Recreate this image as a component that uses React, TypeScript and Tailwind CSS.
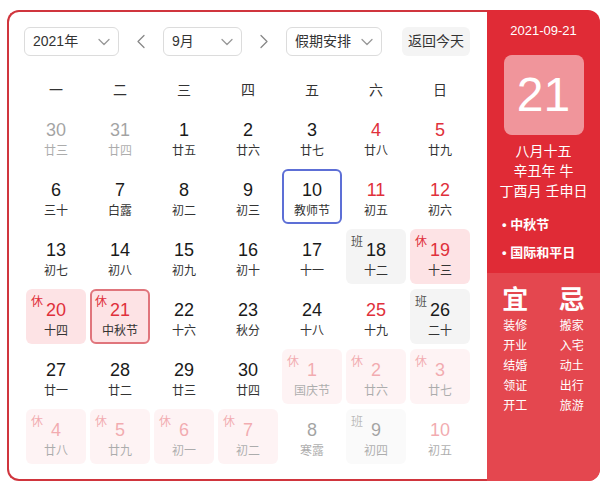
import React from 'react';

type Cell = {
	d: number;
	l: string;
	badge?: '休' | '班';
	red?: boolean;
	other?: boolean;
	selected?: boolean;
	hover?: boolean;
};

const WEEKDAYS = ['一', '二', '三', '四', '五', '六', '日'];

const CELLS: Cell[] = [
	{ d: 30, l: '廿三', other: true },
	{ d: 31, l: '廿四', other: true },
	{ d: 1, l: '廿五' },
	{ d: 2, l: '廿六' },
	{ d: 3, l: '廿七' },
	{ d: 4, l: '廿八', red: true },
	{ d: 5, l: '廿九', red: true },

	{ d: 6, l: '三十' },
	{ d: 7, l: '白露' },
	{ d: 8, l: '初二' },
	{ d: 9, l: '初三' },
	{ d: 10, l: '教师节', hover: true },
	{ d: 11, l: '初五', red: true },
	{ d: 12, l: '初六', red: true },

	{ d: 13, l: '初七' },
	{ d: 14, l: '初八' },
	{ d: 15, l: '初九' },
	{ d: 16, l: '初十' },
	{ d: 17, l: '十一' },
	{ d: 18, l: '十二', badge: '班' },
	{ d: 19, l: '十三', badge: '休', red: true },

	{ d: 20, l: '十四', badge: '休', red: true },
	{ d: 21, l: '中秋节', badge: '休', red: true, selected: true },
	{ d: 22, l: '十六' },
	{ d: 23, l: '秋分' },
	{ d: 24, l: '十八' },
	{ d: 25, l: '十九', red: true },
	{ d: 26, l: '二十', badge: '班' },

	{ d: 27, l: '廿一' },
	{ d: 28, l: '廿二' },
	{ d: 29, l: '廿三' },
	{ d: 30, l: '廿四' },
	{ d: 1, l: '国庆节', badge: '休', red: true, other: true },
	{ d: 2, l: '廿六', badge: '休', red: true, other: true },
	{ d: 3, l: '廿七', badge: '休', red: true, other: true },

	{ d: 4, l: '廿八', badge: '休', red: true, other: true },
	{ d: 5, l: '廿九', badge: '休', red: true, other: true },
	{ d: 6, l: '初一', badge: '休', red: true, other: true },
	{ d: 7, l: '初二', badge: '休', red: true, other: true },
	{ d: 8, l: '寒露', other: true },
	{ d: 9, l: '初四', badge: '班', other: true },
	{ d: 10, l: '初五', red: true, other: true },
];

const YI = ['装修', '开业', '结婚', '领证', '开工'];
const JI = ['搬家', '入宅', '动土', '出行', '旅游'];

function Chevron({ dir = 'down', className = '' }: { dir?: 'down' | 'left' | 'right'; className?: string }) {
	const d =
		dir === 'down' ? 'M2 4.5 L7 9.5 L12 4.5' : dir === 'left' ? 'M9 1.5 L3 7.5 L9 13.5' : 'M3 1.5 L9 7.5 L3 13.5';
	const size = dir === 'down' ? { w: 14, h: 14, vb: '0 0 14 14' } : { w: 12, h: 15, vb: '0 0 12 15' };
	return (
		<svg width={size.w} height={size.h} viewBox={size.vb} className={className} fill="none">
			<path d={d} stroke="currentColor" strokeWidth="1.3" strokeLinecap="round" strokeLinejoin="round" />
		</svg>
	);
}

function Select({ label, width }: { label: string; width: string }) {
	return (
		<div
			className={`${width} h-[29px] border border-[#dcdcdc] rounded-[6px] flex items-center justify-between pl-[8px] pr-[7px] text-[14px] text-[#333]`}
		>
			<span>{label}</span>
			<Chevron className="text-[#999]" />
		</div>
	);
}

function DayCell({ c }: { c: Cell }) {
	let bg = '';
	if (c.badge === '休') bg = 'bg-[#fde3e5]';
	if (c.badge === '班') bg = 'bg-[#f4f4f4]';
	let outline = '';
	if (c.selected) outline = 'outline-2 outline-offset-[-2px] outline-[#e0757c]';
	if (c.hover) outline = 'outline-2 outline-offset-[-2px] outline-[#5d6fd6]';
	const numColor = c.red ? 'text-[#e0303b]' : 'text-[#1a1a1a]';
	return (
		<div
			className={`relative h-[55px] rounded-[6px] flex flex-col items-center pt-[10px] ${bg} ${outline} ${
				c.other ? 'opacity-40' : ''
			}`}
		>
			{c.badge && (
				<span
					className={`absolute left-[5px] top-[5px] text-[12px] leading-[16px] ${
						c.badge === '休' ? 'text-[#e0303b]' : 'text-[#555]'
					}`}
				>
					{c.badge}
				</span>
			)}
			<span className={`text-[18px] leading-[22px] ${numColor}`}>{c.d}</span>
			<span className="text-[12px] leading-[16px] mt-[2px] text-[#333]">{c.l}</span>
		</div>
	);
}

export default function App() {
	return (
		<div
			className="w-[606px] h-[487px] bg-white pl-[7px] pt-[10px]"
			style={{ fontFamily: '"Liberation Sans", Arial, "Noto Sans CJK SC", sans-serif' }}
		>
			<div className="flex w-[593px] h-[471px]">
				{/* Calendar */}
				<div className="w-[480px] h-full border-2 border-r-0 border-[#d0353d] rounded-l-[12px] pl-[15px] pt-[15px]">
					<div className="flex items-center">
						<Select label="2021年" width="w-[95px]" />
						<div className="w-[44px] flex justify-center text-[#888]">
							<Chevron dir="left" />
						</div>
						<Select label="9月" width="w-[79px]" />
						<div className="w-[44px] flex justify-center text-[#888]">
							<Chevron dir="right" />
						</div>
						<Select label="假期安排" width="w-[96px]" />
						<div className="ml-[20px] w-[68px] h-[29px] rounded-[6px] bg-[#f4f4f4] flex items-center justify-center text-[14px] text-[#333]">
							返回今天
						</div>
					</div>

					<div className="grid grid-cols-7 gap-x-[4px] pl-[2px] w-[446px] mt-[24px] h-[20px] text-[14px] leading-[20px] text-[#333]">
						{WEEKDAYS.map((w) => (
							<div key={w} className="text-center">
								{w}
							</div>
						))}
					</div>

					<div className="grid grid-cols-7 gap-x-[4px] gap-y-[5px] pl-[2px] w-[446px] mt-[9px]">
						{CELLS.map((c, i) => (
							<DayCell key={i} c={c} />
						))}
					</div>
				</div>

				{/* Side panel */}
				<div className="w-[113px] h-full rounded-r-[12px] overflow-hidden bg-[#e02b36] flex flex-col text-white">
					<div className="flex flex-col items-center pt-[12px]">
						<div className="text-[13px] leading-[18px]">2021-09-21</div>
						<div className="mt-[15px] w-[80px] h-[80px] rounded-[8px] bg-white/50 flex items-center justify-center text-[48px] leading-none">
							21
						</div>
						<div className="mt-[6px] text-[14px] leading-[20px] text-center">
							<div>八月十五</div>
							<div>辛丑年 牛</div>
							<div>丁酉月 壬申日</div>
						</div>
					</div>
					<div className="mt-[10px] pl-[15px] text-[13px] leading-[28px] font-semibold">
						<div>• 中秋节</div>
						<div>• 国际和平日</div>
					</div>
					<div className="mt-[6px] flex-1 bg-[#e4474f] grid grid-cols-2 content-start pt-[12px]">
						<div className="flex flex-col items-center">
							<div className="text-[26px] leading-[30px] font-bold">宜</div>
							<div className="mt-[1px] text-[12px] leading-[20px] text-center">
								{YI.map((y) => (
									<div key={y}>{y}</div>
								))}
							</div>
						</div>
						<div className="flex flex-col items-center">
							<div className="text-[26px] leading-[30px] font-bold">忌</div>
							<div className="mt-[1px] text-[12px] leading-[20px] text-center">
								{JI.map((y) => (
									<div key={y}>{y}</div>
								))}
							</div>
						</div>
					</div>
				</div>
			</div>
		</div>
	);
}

---

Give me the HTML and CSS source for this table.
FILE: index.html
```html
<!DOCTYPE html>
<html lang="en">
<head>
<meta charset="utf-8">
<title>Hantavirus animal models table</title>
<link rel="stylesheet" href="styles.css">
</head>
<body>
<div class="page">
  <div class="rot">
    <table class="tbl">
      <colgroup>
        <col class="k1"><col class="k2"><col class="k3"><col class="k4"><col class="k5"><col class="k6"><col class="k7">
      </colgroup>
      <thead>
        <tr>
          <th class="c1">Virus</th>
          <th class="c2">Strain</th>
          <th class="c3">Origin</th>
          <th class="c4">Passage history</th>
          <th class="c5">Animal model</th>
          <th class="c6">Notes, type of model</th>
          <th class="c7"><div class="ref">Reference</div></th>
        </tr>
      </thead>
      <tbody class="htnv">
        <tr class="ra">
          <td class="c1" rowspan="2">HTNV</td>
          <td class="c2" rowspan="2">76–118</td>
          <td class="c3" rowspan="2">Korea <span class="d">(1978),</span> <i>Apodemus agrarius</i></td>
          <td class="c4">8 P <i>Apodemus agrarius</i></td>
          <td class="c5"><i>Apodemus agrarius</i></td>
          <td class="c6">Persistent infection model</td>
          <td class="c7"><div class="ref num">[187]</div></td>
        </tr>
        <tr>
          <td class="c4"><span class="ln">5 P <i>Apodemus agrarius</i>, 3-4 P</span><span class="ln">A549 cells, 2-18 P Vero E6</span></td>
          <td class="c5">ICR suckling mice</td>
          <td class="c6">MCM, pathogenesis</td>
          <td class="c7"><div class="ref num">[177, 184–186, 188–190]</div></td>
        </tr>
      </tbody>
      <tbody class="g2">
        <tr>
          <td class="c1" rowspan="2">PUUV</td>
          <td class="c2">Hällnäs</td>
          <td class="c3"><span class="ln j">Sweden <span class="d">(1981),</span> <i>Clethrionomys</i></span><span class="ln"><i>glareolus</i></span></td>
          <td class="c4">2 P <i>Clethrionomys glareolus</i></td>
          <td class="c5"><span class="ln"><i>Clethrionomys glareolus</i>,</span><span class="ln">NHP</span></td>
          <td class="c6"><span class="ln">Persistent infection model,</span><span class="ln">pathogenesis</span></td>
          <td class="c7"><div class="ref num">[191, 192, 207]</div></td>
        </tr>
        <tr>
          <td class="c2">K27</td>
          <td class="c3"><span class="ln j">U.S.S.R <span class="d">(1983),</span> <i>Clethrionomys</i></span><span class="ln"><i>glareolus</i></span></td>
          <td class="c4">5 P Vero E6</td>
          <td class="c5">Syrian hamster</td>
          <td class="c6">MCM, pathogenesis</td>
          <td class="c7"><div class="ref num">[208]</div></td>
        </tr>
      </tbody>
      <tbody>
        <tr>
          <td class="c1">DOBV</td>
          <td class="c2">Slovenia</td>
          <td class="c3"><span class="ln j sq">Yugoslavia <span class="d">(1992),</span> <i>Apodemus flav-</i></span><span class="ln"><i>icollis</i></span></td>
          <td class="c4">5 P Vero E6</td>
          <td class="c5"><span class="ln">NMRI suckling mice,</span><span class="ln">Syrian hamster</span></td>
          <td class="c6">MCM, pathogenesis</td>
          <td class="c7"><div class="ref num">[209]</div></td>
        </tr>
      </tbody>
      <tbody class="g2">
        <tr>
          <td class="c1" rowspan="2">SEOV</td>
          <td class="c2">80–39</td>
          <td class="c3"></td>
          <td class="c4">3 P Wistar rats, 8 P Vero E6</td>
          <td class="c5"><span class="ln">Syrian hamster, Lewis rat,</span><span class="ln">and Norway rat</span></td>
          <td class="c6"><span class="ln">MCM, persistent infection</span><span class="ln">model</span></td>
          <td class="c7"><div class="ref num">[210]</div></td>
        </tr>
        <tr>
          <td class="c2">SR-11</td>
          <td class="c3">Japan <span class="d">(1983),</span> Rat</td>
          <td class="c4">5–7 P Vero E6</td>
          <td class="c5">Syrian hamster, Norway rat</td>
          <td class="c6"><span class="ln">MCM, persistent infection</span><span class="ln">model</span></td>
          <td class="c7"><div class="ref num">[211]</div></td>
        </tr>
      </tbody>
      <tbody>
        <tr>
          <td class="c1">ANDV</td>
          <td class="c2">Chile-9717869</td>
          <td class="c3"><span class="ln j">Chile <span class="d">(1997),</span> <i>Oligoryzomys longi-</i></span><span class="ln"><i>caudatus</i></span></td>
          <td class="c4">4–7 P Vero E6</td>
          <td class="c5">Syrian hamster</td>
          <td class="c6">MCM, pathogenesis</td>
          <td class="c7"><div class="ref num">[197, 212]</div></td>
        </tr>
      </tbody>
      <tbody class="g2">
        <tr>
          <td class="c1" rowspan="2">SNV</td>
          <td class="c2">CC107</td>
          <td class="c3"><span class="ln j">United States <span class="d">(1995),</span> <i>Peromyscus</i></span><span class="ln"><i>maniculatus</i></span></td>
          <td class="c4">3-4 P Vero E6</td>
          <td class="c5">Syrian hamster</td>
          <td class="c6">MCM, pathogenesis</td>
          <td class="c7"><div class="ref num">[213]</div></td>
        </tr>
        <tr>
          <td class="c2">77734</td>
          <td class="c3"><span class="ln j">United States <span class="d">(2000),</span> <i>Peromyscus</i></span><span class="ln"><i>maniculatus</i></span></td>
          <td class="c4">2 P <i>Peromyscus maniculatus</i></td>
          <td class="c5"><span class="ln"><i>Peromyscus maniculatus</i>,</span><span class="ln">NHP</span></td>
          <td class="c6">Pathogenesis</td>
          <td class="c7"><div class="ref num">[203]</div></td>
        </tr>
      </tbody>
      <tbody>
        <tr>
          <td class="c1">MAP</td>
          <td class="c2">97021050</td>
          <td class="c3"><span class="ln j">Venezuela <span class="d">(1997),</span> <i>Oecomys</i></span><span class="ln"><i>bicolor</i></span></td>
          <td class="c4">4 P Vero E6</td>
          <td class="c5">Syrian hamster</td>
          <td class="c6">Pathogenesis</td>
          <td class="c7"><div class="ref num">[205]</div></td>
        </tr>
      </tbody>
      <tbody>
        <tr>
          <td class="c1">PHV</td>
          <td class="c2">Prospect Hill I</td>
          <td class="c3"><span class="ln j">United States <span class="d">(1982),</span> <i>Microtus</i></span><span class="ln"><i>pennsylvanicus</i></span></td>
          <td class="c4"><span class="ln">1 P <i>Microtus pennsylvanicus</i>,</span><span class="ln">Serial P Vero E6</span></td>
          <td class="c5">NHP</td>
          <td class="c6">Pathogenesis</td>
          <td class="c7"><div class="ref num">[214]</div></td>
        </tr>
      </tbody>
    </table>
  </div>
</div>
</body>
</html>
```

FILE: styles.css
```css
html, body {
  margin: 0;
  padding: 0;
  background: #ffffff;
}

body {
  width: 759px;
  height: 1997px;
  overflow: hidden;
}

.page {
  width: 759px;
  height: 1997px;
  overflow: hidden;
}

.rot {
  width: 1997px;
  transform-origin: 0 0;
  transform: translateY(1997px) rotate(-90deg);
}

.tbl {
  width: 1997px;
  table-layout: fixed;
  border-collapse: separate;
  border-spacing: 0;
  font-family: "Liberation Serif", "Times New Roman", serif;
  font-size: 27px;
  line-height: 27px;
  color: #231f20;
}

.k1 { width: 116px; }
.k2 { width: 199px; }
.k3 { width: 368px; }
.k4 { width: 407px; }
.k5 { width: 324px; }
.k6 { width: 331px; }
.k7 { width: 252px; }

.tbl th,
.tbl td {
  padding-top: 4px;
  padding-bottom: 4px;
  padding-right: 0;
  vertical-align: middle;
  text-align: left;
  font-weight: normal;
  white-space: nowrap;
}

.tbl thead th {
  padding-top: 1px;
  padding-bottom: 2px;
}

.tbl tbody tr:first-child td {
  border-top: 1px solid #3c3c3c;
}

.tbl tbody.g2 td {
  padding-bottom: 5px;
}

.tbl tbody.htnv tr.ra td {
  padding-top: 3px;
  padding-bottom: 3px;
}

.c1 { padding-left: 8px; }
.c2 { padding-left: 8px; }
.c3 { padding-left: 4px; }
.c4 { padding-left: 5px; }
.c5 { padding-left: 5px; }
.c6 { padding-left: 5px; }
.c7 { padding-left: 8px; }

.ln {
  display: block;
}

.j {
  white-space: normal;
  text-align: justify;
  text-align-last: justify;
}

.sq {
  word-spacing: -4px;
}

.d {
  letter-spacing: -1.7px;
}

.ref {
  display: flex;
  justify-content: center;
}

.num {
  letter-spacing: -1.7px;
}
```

__Task to complete__
All lines above from the one containing "Recreate this image" through the one containing "const WEEKDAYS = ['一', '二', '三', '四', '五', '六', '日'];" are to be quoted exactly, and only those; pictures are left out.

__Response for this exercise__
Recreate this image as a component that uses React, TypeScript and Tailwind CSS.
import React from 'react';

type Cell = {
	d: number;
	l: string;
	badge?: '休' | '班';
	red?: boolean;
	other?: boolean;
	selected?: boolean;
	hover?: boolean;
};

const WEEKDAYS = ['一', '二', '三', '四', '五', '六', '日'];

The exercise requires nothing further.